Gladiators were not the first professional sportsmen. They had been preceded by the Ancient Greeks as all Greek elite performers (athletes, wrestlers and charioteers) were professional, not in the sense of sport being their full-time occupation, but in that they competed for prizes, some of which could be valuable. The 100 amphoras awarded to the victor in the Panathenaic Games footrace was the equivalent of 847 days wages for a skilled craftsman of the time. Better than being a gladiator and less risky!

There were enough festivals available for freelance professionals to undertake tours combining local games with one of the more significant and highly lucrative events. Some cities even paid appearance money to attract star performers to their festivals. Evidence indicates that states would sponsor talented athletes and, for the more successful, who brought renown to their city, offer pensions after they retired from competitive sport.  So keen were some states to gain victories that they persuaded star performers to change their citizenship.

Roman charioteers also changed allegiances when the money was right. In Roman times chariot racing became systematically professionalised with its staging becoming the responsibility of four factions which procured the horses, maintained the stables, trained the drivers and provided the chariots. Drivers who survived the dangers of the racetrack could do well financially out of the prize money that they won. A prime example was the Spanish charioteer Diocles who, during a 24-year career won 1,462 of his 4,257 races and accumulated over 35 million sesteres.

Moving into the Byzantine era, the emperors dropped the Roman gladiatorial contents and brutal animal sports but continued the tradition of chariot racing. Emperor Constantine finished the construction of the Great Hippodrome in Constantinople, capable of seating over 100,000 spectators. Byzantium chariot racing became a government enterprise with emperors defraying the costs of some fifty racing venues including the salaries of the charioteers, the training of horses, interval entertainment, and the feeding of the audience.

Knights in Shining Armour and Tennis Players

A prevalent images of medieval sport is the knight on horseback ready to engage in jousting, but knights also took part in mock battles in which horses, equipment and men could be captured and held for ransom. Some of these events were large spectacles: that at Lagny-sur-Marne in 1179 had around 10,000 participants, some 3,000 knights and their retinues, the rest fighting mercenaries. Knights themselves were mercenary soldiers, so these tournaments enabled them to hone their martial skills with the bonus of making material gains. By the early fourteenth century the tournament was a well-established sporting fixture in virtually every corner of Europe: one estimate is that a knight could tourney once a fortnight or so.

In fourteenth century Europe knightly tournaments became widely publicised spectacles with spectators, some of whom had travelled considerable distances, attending specifically for the show.

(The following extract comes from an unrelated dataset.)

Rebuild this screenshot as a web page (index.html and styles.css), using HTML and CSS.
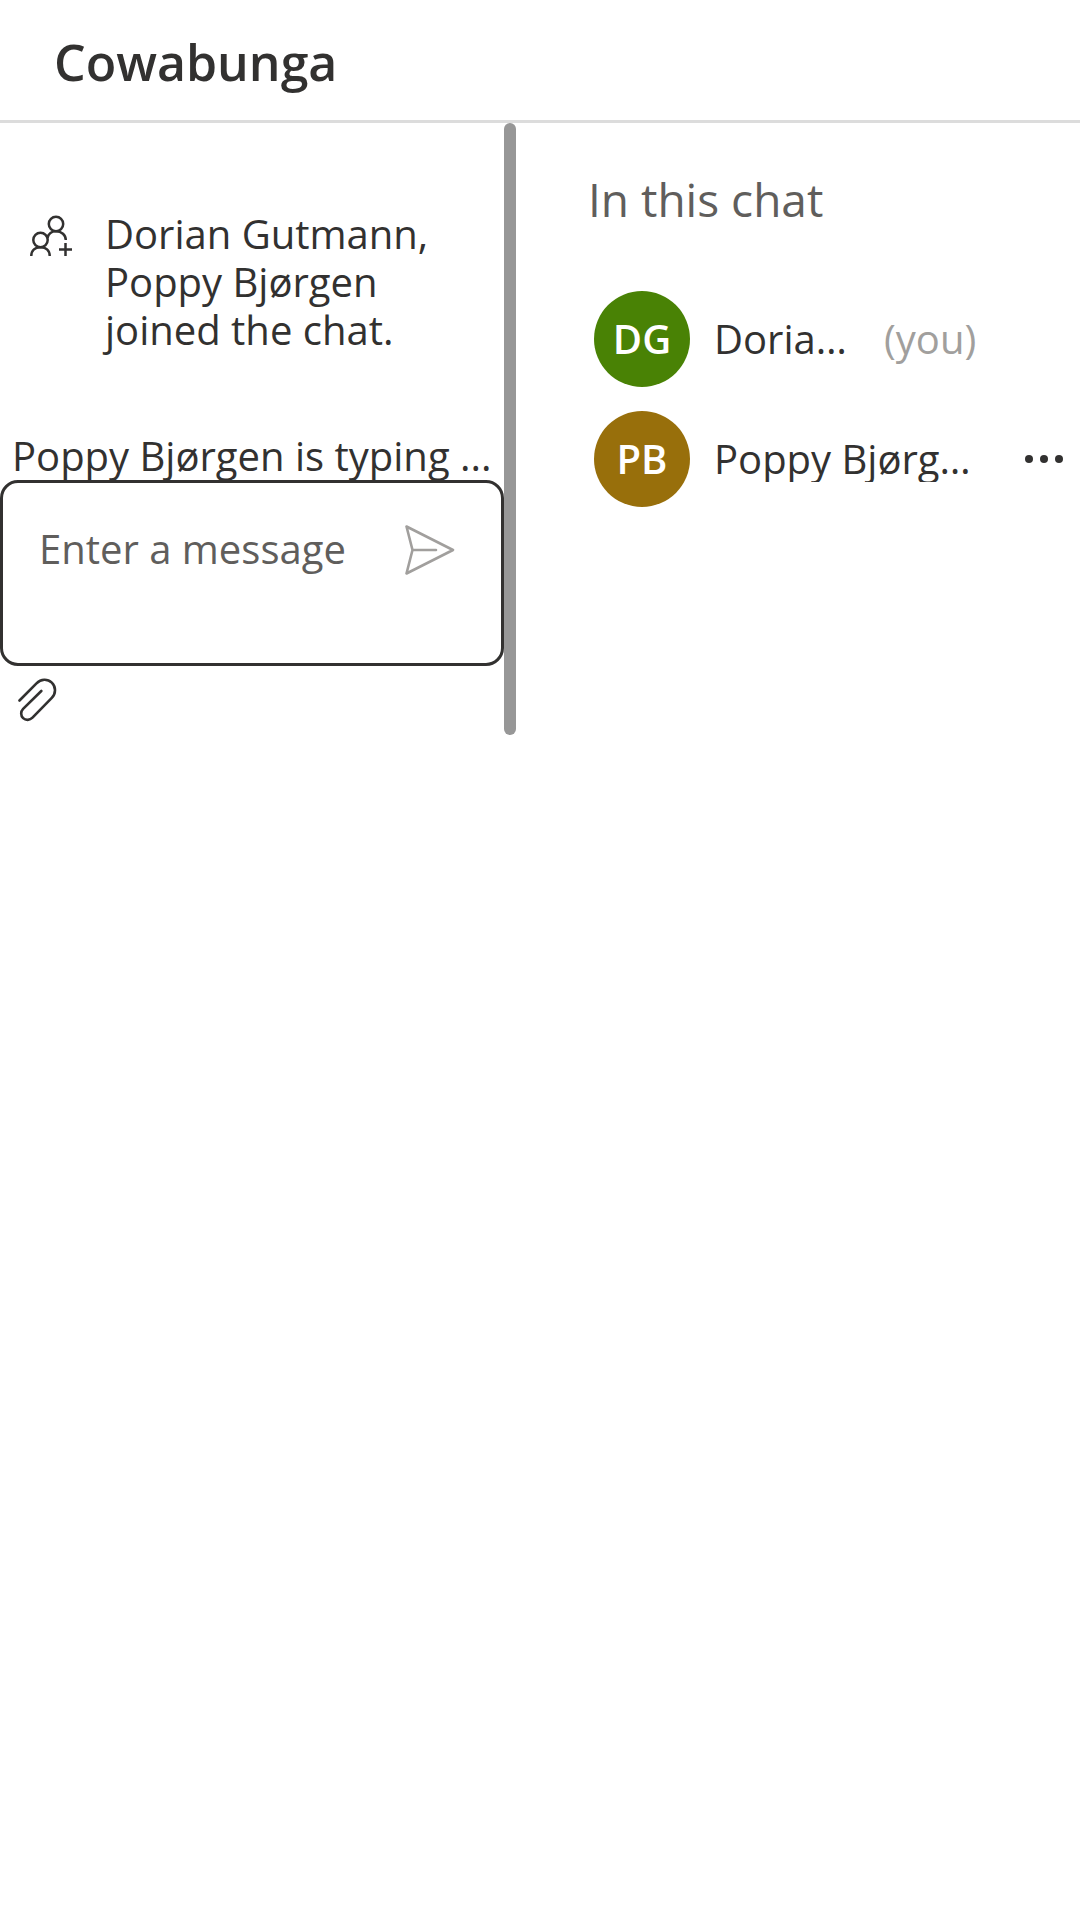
FILE: index.html
```html
<!DOCTYPE html>
<html lang="en">
<head>
<meta charset="utf-8">
<meta name="viewport" content="width=device-width, initial-scale=1">
<title>Cowabunga</title>
<link rel="stylesheet" href="styles.css">
</head>
<body>
<header class="topbar">
  <h1 class="topbar-title">Cowabunga</h1>
</header>
<div class="layout">
  <main class="chat">
    <div class="chat-body">
      <div class="notice">
        <svg class="notice-icon" viewBox="0 0 42 42" fill="none" stroke="currentColor" stroke-width="2.5" aria-hidden="true">
          <circle cx="26" cy="9" r="7.2"/>
          <circle cx="10.500" cy="25" r="7.200"/>
          <path d="M1.300 41c0-6 4-8.800 9.200-8.800s9.200 2.800 9.200 8.800M17.500 23c.8-4.200 4.300-6.800 8.500-6.800 5.500 0 9.800 3.800 9.800 8.800M29 34.500h13M35.500 28v13"/>
        </svg>
        <p class="notice-text">Dorian Gutmann, Poppy Bjørgen joined the chat.</p>
      </div>
      <p class="typing">Poppy Bjørgen is typing ...</p>
      <form class="composer">
        <textarea class="composer-input" rows="2" placeholder="Enter a message" aria-label="Enter a message"></textarea>
        <button class="icon-button composer-send" type="button" aria-label="Send message">
          <svg class="send-icon" viewBox="0 0 50 50" fill="none" stroke="currentColor" stroke-width="2.600" stroke-linejoin="round" stroke-linecap="round" aria-hidden="true">
            <path d="M1.500 1.500 48 25 1.500 48.500 7.500 25zM7.500 25H31"/>
          </svg>
        </button>
      </form>
      <button class="icon-button attach" type="button" aria-label="Attach file">
        <svg class="attach-icon" viewBox="0 0 40 44" fill="none" stroke="currentColor" stroke-width="2.600" stroke-linecap="round" aria-hidden="true">
          <path d="M1.500 22.500 18.500 5.300C23 .7 29.500.5 33.800 4.600s4.200 11 0 15.300L14.500 39.700c-2.700 2.800-6.800 2.900-9.400.4s-2.500-6.700 0-9.300L23.300 13"/>
        </svg>
      </button>
    </div>
    <div class="scroll-thumb"></div>
  </main>
  <aside class="people">
    <h2 class="people-title">In this chat</h2>
    <ul class="people-list">
      <li class="person">
        <span class="avatar avatar-green">DG</span>
        <span class="person-name person-name-self">Dorian Gutmann</span>
        <span class="person-you">(you)</span>
      </li>
      <li class="person">
        <span class="avatar avatar-gold">PB</span>
        <span class="person-name">Poppy Bjørgen</span>
        <button class="icon-button person-more" type="button" aria-label="More options">
          <svg class="more-icon" viewBox="0 0 38 8" fill="currentColor" aria-hidden="true">
            <circle cx="4" cy="4" r="4"/><circle cx="19" cy="4" r="4"/><circle cx="34" cy="4" r="4"/>
          </svg>
        </button>
      </li>
    </ul>
  </aside>
</div>
</body>
</html>
```
FILE: styles.css
```css
* {
  box-sizing: border-box;
}

body {
  margin: 0;
  background: #fff;
  color: #323130;
  font-family: "Open Sans", "Noto Sans", sans-serif;
  font-size: 40px;
  line-height: 48px;
}

h1, h2, p, ul {
  margin: 0;
  padding: 0;
}

.topbar {
  padding: 26px 54px 22px;
  border-bottom: 3px solid #dcdcdc;
}

.topbar-title {
  font-size: 50px;
  font-weight: 600;
  line-height: 72px;
}

.layout {
  display: grid;
  grid-template-columns: minmax(0, 43fr) minmax(0, 47fr);
  align-items: start;
}

.chat {
  display: flex;
  min-width: 0;
}

.chat-body {
  flex: 1;
  min-width: 0;
}

.scroll-thumb {
  flex: none;
  width: 12px;
  border-radius: 6px;
  background: #979797;
}

.notice {
  display: flex;
  gap: 33px;
  padding: 87px 60px 0 30px;
}

.notice-icon {
  flex: none;
  width: 42px;
  height: 42px;
  margin-top: 5px;
}

.notice-text {
  flex: 1;
}

.typing {
  padding: 78px 12px 0;
  height: 126px;
  white-space: nowrap;
}

.composer {
  position: relative;
  display: flex;
  align-items: flex-start;
  height: 186px;
  padding: 42px 36px;
  border: 3px solid #323130;
  border-radius: 18px;
  background: #fff;
}

.composer-input {
  flex: 1;
  min-width: 0;
  height: 96px;
  padding: 0;
  border: 0;
  outline: 0;
  resize: none;
  overflow: hidden;
  background: none;
  color: inherit;
  font: inherit;
}

.composer-input::placeholder {
  color: #605e5c;
  opacity: 1;
}

.icon-button {
  display: flex;
  flex: none;
  padding: 0;
  border: 0;
  background: none;
  color: inherit;
}

.composer-send {
  margin-right: 10px;
  color: #a19f9d;
}

.send-icon {
  width: 50px;
  height: 50px;
}

.attach {
  padding: 12px 18px 13px;
}

.attach-icon {
  width: 40px;
  height: 44px;
}

.people {
  min-width: 0;
  padding: 46px 17px 0 72px;
}

.people-title {
  color: #605e5c;
  font-size: 46px;
  font-weight: 400;
  line-height: 60px;
}

.people-list {
  display: grid;
  grid-template-columns: minmax(0, 1fr);
  gap: 24px;
  padding: 62px 0 0 6px;
  list-style: none;
}

.person {
  display: flex;
  align-items: center;
  min-width: 0;
}

.avatar {
  flex: none;
  width: 96px;
  height: 96px;
  margin-right: 24px;
  border-radius: 50%;
  color: #fff;
  font-weight: 600;
  line-height: 96px;
  text-align: center;
}

.avatar-green {
  background: #498205;
}

.avatar-gold {
  background: #986f0b;
}

.person-name {
  flex: 1;
  min-width: 0;
  overflow: hidden;
  line-height: 46px;
  text-overflow: ellipsis;
  white-space: nowrap;
}

.person-name-self {
  flex: 0 1 140px;
}

.person-you {
  padding-left: 30px;
  color: #a19f9d;
}

.person-more {
  padding: 20px 0 20px 48px;
}

.more-icon {
  width: 38px;
  height: 8px;
}
```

The number of spectators often necessitated the erection of grandstands and the fencing off of areas to accommodate them. By the mid fifteenth century short-term sports tourism was a common phenomenon in Europe. No one paid to watch the tournaments, but towns vied to host them because of the associated consumer spending of thousands of spectators. Others who took advantage of the commercial opportunities included vendors of a variety of merchandise, livestock sellers and horse traders, land agents, moneychangers, freelance blacksmiths, bonesetters, pickpockets and prostitutes.

In the meantime another set of professionals had emerged, those who taught sporting skills to private clients. Admittedly senior gladiators had acted as instructors to tyros but that had been an in-house service obligation. Some of these tutors taught non-utilitarian skills in tennis-like ball games such as the salaried resident professionals in the Italian princely courts in the late fifteenth century onwards. There were also freelance players who provided a betting market for their backers and onlookers

Significance

The author is working on a model to determine the level of commercialisation in sport historically. If it demonstrates a long-run involvement of sport with commerce, it may undermine the view that the modern influx of money into sport has changed the character sport as it used to be played. Moreover, if it shows that sport was a common exchange commodity well before industrialisation there will be implications for economic history not just sports history.